One of the world’s most classic and popular styles of red wine, Bordeaux-inspired blends have spread from their homeland in France to nearly every corner of the New World. Typically based on either Cabernet Sauvignon or Merlot and supported by Cabernet Franc, Malbec and Petit Verdot, the best of these are densely hued, fragrant, full of fruit and boast a structure that begs for cellar time. Somm Secret—Blends from Bordeaux are generally earthier compared to those from the New World, which tend to be fruit-dominant.
Deeply colored, concentrated, and distinctive, St. Estephe is the go-to for great, age-worthy and reliable Bordeaux reds. Separated from Pauillac merely by a stream, St. Estephe is the farthest northwest of the highest classed villages of the Haut Medoc and is therefore subject to the most intense maritime influence of the Atlantic.

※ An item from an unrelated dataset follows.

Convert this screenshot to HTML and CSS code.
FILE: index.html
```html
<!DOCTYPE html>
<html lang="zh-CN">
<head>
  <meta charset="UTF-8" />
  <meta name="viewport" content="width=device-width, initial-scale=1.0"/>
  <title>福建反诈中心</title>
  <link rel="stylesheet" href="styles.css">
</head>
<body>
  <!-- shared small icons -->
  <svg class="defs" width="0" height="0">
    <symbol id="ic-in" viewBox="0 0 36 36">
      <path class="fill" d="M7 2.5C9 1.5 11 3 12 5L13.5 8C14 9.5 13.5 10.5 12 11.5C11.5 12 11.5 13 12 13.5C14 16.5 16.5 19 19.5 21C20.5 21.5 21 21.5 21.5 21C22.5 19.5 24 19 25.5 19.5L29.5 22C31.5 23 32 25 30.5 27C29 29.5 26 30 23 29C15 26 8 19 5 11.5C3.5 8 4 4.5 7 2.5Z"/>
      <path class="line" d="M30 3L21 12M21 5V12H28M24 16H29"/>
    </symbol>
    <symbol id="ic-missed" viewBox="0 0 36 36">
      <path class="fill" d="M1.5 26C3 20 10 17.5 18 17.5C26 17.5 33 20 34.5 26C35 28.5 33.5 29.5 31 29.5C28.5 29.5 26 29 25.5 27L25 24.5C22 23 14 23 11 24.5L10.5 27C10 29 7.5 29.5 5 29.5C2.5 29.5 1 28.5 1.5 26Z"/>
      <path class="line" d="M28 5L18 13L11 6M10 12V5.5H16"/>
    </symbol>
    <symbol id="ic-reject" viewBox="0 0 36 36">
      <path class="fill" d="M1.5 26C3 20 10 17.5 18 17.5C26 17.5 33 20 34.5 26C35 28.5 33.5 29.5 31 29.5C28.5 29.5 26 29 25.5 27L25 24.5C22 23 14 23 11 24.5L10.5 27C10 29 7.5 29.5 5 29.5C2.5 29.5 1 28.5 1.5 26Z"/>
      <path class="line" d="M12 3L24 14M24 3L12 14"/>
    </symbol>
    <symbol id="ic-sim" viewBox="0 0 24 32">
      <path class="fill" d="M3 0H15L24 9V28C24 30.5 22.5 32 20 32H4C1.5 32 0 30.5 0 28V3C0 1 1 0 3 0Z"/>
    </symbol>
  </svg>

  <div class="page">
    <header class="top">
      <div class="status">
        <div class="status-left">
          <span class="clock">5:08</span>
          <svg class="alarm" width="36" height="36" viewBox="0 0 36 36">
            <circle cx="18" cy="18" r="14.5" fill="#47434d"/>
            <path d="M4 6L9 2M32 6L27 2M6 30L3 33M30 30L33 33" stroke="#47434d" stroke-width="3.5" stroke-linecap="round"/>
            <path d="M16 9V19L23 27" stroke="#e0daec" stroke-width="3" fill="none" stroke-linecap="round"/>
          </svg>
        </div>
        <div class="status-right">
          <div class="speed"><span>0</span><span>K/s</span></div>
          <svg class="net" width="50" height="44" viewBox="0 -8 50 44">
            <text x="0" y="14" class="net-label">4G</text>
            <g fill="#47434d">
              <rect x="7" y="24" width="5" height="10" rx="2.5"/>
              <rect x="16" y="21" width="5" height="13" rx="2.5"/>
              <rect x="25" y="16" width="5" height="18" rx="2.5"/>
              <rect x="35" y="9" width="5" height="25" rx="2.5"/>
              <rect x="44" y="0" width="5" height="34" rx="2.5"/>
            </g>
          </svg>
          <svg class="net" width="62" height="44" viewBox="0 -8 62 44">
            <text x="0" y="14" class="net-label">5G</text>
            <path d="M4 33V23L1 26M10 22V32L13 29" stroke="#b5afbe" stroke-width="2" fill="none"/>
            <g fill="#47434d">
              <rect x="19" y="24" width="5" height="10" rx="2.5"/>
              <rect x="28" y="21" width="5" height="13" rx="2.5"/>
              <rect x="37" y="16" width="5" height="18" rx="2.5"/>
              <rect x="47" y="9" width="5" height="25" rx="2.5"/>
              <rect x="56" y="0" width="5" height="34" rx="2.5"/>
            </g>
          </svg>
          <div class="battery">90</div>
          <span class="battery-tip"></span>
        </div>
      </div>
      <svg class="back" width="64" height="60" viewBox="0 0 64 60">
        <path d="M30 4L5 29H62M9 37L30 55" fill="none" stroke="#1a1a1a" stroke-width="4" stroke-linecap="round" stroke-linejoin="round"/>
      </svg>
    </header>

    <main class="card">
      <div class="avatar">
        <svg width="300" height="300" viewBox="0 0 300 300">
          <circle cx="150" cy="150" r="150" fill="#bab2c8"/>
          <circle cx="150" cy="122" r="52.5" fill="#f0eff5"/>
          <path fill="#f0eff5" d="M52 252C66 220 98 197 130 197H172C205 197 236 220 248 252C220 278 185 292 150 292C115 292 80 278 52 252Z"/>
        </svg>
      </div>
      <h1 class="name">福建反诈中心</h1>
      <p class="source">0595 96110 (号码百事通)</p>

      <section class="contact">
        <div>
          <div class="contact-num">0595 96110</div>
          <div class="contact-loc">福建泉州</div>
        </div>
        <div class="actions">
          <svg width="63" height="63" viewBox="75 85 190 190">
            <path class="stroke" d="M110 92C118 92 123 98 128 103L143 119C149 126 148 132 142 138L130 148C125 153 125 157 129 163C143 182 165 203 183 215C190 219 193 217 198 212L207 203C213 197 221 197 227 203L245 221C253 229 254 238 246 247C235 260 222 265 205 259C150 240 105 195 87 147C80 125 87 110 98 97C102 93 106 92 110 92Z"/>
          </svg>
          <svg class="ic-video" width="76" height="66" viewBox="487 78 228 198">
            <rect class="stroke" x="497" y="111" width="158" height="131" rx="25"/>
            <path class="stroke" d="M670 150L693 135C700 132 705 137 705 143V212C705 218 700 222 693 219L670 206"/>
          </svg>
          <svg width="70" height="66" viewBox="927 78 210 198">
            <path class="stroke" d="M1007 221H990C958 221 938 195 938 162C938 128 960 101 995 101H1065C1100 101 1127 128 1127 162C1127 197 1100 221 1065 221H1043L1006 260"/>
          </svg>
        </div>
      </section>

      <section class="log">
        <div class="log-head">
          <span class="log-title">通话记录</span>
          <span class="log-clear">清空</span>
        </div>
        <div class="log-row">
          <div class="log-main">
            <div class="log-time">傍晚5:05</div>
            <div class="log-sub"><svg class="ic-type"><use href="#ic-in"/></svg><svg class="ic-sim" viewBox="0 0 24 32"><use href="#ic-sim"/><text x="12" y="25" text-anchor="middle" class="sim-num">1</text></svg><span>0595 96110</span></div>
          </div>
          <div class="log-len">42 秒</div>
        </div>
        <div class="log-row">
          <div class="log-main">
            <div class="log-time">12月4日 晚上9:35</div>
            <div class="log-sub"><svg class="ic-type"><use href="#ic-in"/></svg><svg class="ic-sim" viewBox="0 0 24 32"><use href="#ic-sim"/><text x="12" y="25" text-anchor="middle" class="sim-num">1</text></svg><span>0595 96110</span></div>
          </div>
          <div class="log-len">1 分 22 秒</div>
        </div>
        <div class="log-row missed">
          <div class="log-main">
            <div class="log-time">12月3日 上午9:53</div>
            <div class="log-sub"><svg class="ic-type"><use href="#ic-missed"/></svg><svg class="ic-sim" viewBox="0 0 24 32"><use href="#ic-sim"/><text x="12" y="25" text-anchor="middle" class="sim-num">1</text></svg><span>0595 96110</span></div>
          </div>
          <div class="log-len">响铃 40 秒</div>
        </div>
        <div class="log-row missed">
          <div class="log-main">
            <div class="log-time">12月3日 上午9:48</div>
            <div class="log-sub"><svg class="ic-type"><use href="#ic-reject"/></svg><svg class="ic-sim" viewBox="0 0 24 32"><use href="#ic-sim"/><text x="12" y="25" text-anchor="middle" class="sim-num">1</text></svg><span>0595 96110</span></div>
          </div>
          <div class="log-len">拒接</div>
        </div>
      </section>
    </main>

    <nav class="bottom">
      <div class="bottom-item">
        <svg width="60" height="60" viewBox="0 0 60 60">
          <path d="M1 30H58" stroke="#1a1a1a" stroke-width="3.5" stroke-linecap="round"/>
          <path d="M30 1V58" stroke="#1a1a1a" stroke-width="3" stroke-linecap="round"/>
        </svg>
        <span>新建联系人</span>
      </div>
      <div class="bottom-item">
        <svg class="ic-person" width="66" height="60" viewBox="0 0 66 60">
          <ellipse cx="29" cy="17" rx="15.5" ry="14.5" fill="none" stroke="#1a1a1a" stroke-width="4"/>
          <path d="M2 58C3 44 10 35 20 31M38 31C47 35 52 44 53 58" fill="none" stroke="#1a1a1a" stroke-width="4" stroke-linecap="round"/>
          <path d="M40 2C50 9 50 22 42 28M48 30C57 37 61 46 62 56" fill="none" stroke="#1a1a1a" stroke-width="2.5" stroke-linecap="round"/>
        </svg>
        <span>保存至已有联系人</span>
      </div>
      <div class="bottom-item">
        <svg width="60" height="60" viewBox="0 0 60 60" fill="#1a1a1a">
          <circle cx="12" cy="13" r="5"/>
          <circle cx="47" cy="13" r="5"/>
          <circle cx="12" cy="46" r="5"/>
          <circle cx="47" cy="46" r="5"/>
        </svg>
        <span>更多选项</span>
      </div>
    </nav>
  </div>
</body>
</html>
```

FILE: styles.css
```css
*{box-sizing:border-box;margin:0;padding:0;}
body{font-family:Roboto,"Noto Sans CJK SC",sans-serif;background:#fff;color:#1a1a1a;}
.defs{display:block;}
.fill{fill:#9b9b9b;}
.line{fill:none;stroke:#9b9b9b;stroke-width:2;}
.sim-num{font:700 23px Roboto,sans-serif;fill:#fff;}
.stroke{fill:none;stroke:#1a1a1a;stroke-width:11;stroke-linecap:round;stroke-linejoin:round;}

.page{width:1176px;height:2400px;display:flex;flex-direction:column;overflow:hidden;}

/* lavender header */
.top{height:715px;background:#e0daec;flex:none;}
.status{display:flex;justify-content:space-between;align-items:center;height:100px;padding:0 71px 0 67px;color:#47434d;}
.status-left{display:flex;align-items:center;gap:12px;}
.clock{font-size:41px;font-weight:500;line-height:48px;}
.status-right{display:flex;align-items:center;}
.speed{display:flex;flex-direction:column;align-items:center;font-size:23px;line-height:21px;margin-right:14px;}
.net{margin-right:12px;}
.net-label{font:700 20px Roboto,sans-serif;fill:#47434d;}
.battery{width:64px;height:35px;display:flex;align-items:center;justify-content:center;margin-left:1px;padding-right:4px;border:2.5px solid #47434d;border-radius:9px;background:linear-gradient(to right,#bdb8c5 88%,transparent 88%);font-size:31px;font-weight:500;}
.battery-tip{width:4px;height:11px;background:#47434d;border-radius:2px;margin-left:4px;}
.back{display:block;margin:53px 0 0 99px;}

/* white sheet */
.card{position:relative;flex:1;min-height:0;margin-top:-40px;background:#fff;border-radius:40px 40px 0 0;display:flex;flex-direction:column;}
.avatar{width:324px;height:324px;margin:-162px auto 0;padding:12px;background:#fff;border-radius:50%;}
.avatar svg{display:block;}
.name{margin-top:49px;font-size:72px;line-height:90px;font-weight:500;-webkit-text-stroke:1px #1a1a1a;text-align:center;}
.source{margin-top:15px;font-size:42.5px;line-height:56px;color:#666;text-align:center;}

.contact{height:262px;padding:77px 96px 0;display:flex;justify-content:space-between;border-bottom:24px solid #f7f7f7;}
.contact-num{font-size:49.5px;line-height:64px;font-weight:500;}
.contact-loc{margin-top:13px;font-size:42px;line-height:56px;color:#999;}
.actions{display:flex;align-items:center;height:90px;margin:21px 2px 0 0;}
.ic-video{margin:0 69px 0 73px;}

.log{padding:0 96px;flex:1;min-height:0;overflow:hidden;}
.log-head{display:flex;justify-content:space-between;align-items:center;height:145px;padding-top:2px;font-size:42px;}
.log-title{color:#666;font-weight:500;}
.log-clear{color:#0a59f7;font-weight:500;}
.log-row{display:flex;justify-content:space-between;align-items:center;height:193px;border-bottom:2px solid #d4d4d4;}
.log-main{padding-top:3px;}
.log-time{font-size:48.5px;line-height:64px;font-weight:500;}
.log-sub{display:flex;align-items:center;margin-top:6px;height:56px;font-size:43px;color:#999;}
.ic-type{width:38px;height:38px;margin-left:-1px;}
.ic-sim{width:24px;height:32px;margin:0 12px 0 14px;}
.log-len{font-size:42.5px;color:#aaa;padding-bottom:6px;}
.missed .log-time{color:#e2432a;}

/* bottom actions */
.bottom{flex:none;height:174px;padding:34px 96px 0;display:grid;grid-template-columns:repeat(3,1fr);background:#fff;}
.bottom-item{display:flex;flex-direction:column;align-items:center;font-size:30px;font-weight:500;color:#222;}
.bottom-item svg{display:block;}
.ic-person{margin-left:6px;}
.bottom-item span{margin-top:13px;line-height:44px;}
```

St. Estephe soils are rich in gravel like all of the best sites of the Haut Medoc but here the formation of gravel over clay creates a cooler atmosphere for its vines compared to those in the villages farther downstream. This results in delayed ripening and wines with higher acidity compared to the other villages.
While they can seem a bit austere when young, St. Estephe reds prove to live very long in the cellar. Traitionally dominated by Cabernet Sauvignon, many producers now add a significant proportion of Merlot to the blend, which will soften any sharp edges of the more tannic, Cabernet.
The St. Estephe village contains two second growths, Chateau Montrose and Cos d’Estournel.